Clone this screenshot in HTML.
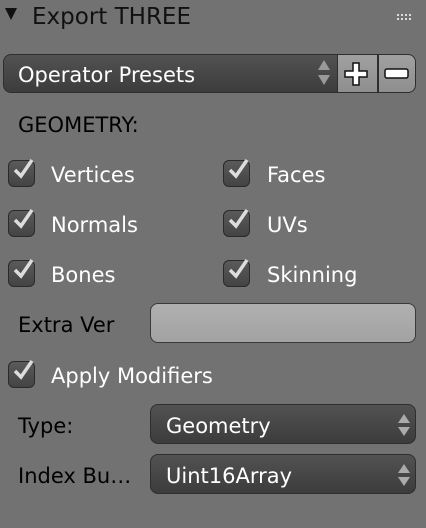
<!DOCTYPE html>
<html><head><style>
body{margin:0;width:426px;height:528px;background:#727272;font-family:"DejaVu Sans","Liberation Sans",sans-serif;position:relative;overflow:hidden;color:#000}
.a{position:absolute;white-space:nowrap}
.t{font-size:21px;line-height:20px}
.w{color:#fff}
.dd{position:absolute;border:1.5px solid #2e2e2e;border-radius:8px;background:linear-gradient(#525252,#3c3c3c);box-sizing:border-box}
.cb{position:absolute;width:27px;height:27px;box-sizing:border-box;border:1.5px solid #2a2a2a;border-radius:6px;background:linear-gradient(#5a5a5a,#444)}
.cb svg{position:absolute;left:3px;top:-4px}
.ar{position:absolute;right:5px;top:9px}
</style></head><body>
<svg class="a" style="left:5px;top:8px" width="12" height="14"><polygon points="0,0 12,0 6,12" fill="#111"/></svg>
<div class="a" style="left:32px;top:4px;font-size:23px;line-height:26px;color:#111">Export THREE</div>
<svg class="a" style="left:397px;top:14px" width="16" height="7"><g fill="#ddd"><rect x="0" y="0" width="2" height="2"/><rect x="4" y="0" width="2" height="2"/><rect x="8" y="0" width="2" height="2"/><rect x="12" y="0" width="2" height="2"/><rect x="0" y="4" width="2" height="2"/><rect x="4" y="4" width="2" height="2"/><rect x="8" y="4" width="2" height="2"/><rect x="12" y="4" width="2" height="2"/></g></svg>

<div class="dd" style="left:3px;top:54px;width:413px;height:39px;overflow:hidden">
 <div style="position:absolute;left:333px;top:0;width:80px;height:39px;background:linear-gradient(#a0a0a0,#8e8e8e);border-left:1.5px solid #2e2e2e"></div>
 <div style="position:absolute;left:373px;top:0;width:1.5px;height:39px;background:#2e2e2e"></div>
</div>
<div class="a t w" style="left:18px;top:65px">Operator Presets</div>
<svg class="a" style="left:318px;top:60px" width="12" height="26"><polygon points="6,0 12,10 0,10" fill="#999"/><polygon points="0,15 12,15 6,25" fill="#999"/></svg>
<svg class="a" style="left:344px;top:62px" width="24" height="24"><path d="M9 1h6v8h8v6h-8v8h-6v-8h-8v-6h8z" fill="#fff" stroke="#111" stroke-width="1.5"/></svg>
<svg class="a" style="left:384px;top:68px" width="26" height="12"><rect x="1" y="1" width="23" height="9" rx="2" fill="#fff" stroke="#111" stroke-width="1.5"/></svg>

<div class="a t" style="left:18px;top:115px">GEOMETRY:</div>

<div class="cb" style="left:8px;top:160px"><svg width="26" height="24"><path d="M3 13l6 6 11-16" fill="none" stroke="#ddd" stroke-width="3.5"/></svg></div>
<div class="a t w" style="left:51px;top:165px">Vertices</div>
<div class="cb" style="left:223px;top:160px"><svg width="26" height="24"><path d="M3 13l6 6 11-16" fill="none" stroke="#ddd" stroke-width="3.5"/></svg></div>
<div class="a t w" style="left:267px;top:165px">Faces</div>

<div class="cb" style="left:8px;top:210px"><svg width="26" height="24"><path d="M3 13l6 6 11-16" fill="none" stroke="#ddd" stroke-width="3.5"/></svg></div>
<div class="a t w" style="left:51px;top:215px">Normals</div>
<div class="cb" style="left:223px;top:210px"><svg width="26" height="24"><path d="M3 13l6 6 11-16" fill="none" stroke="#ddd" stroke-width="3.5"/></svg></div>
<div class="a t w" style="left:267px;top:215px">UVs</div>

<div class="cb" style="left:8px;top:260px"><svg width="26" height="24"><path d="M3 13l6 6 11-16" fill="none" stroke="#ddd" stroke-width="3.5"/></svg></div>
<div class="a t w" style="left:51px;top:265px">Bones</div>
<div class="cb" style="left:223px;top:260px"><svg width="26" height="24"><path d="M3 13l6 6 11-16" fill="none" stroke="#ddd" stroke-width="3.5"/></svg></div>
<div class="a t w" style="left:267px;top:265px">Skinning</div>

<div class="a t" style="left:18px;top:315px">Extra Ver</div>
<div class="dd" style="left:150px;top:303px;width:266px;height:40px;background:linear-gradient(#b0b0b0,#a2a2a2);border-color:#3a3a3a"></div>

<div class="cb" style="left:8px;top:361px"><svg width="26" height="24"><path d="M3 13l6 6 11-16" fill="none" stroke="#ddd" stroke-width="3.5"/></svg></div>
<div class="a t w" style="left:51px;top:366px">Apply Modifiers</div>

<div class="a t" style="left:18px;top:416px">Type:</div>
<div class="dd" style="left:150px;top:404px;width:266px;height:40px"><svg class="ar" width="12" height="22"><polygon points="6,0 12,9 0,9" fill="#aaa"/><polygon points="0,13 12,13 6,22" fill="#aaa"/></svg></div>
<div class="a t w" style="left:166px;top:416px">Geometry</div>

<div class="a t" style="left:18px;top:466px">Index Bu…</div>
<div class="dd" style="left:150px;top:454px;width:266px;height:40px"><svg class="ar" width="12" height="22"><polygon points="6,0 12,9 0,9" fill="#aaa"/><polygon points="0,13 12,13 6,22" fill="#aaa"/></svg></div>
<div class="a t w" style="left:166px;top:466px">Uint16Array</div>
</body></html>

* **Exercise instructions**: Return the whole listing, word for word, and leave out every picture.

* **Solution below**:
Clone this screenshot in HTML.
<!DOCTYPE html>
<html><head><style>
body{margin:0;width:426px;height:528px;background:#727272;font-family:"DejaVu Sans","Liberation Sans",sans-serif;position:relative;overflow:hidden;color:#000}
.a{position:absolute;white-space:nowrap}
.t{font-size:21px;line-height:20px}
.w{color:#fff}
.dd{position:absolute;border:1.5px solid #2e2e2e;border-radius:8px;background:linear-gradient(#525252,#3c3c3c);box-sizing:border-box}
.cb{position:absolute;width:27px;height:27px;box-sizing:border-box;border:1.5px solid #2a2a2a;border-radius:6px;background:linear-gradient(#5a5a5a,#444)}
.cb svg{position:absolute;left:3px;top:-4px}
.ar{position:absolute;right:5px;top:9px}
</style></head><body>
<svg class="a" style="left:5px;top:8px" width="12" height="14"><polygon points="0,0 12,0 6,12" fill="#111"/></svg>
<div class="a" style="left:32px;top:4px;font-size:23px;line-height:26px;color:#111">Export THREE</div>
<svg class="a" style="left:397px;top:14px" width="16" height="7"><g fill="#ddd"><rect x="0" y="0" width="2" height="2"/><rect x="4" y="0" width="2" height="2"/><rect x="8" y="0" width="2" height="2"/><rect x="12" y="0" width="2" height="2"/><rect x="0" y="4" width="2" height="2"/><rect x="4" y="4" width="2" height="2"/><rect x="8" y="4" width="2" height="2"/><rect x="12" y="4" width="2" height="2"/></g></svg>

<div class="dd" style="left:3px;top:54px;width:413px;height:39px;overflow:hidden">
 <div style="position:absolute;left:333px;top:0;width:80px;height:39px;background:linear-gradient(#a0a0a0,#8e8e8e);border-left:1.5px solid #2e2e2e"></div>
 <div style="position:absolute;left:373px;top:0;width:1.5px;height:39px;background:#2e2e2e"></div>
</div>
<div class="a t w" style="left:18px;top:65px">Operator Presets</div>
<svg class="a" style="left:318px;top:60px" width="12" height="26"><polygon points="6,0 12,10 0,10" fill="#999"/><polygon points="0,15 12,15 6,25" fill="#999"/></svg>
<svg class="a" style="left:344px;top:62px" width="24" height="24"><path d="M9 1h6v8h8v6h-8v8h-6v-8h-8v-6h8z" fill="#fff" stroke="#111" stroke-width="1.5"/></svg>
<svg class="a" style="left:384px;top:68px" width="26" height="12"><rect x="1" y="1" width="23" height="9" rx="2" fill="#fff" stroke="#111" stroke-width="1.5"/></svg>

<div class="a t" style="left:18px;top:115px">GEOMETRY:</div>

<div class="cb" style="left:8px;top:160px"><svg width="26" height="24"><path d="M3 13l6 6 11-16" fill="none" stroke="#ddd" stroke-width="3.5"/></svg></div>
<div class="a t w" style="left:51px;top:165px">Vertices</div>
<div class="cb" style="left:223px;top:160px"><svg width="26" height="24"><path d="M3 13l6 6 11-16" fill="none" stroke="#ddd" stroke-width="3.5"/></svg></div>
<div class="a t w" style="left:267px;top:165px">Faces</div>

<div class="cb" style="left:8px;top:210px"><svg width="26" height="24"><path d="M3 13l6 6 11-16" fill="none" stroke="#ddd" stroke-width="3.5"/></svg></div>
<div class="a t w" style="left:51px;top:215px">Normals</div>
<div class="cb" style="left:223px;top:210px"><svg width="26" height="24"><path d="M3 13l6 6 11-16" fill="none" stroke="#ddd" stroke-width="3.5"/></svg></div>
<div class="a t w" style="left:267px;top:215px">UVs</div>

<div class="cb" style="left:8px;top:260px"><svg width="26" height="24"><path d="M3 13l6 6 11-16" fill="none" stroke="#ddd" stroke-width="3.5"/></svg></div>
<div class="a t w" style="left:51px;top:265px">Bones</div>
<div class="cb" style="left:223px;top:260px"><svg width="26" height="24"><path d="M3 13l6 6 11-16" fill="none" stroke="#ddd" stroke-width="3.5"/></svg></div>
<div class="a t w" style="left:267px;top:265px">Skinning</div>

<div class="a t" style="left:18px;top:315px">Extra Ver</div>
<div class="dd" style="left:150px;top:303px;width:266px;height:40px;background:linear-gradient(#b0b0b0,#a2a2a2);border-color:#3a3a3a"></div>

<div class="cb" style="left:8px;top:361px"><svg width="26" height="24"><path d="M3 13l6 6 11-16" fill="none" stroke="#ddd" stroke-width="3.5"/></svg></div>
<div class="a t w" style="left:51px;top:366px">Apply Modifiers</div>

<div class="a t" style="left:18px;top:416px">Type:</div>
<div class="dd" style="left:150px;top:404px;width:266px;height:40px"><svg class="ar" width="12" height="22"><polygon points="6,0 12,9 0,9" fill="#aaa"/><polygon points="0,13 12,13 6,22" fill="#aaa"/></svg></div>
<div class="a t w" style="left:166px;top:416px">Geometry</div>

<div class="a t" style="left:18px;top:466px">Index Bu…</div>
<div class="dd" style="left:150px;top:454px;width:266px;height:40px"><svg class="ar" width="12" height="22"><polygon points="6,0 12,9 0,9" fill="#aaa"/><polygon points="0,13 12,13 6,22" fill="#aaa"/></svg></div>
<div class="a t w" style="left:166px;top:466px">Uint16Array</div>
</body></html>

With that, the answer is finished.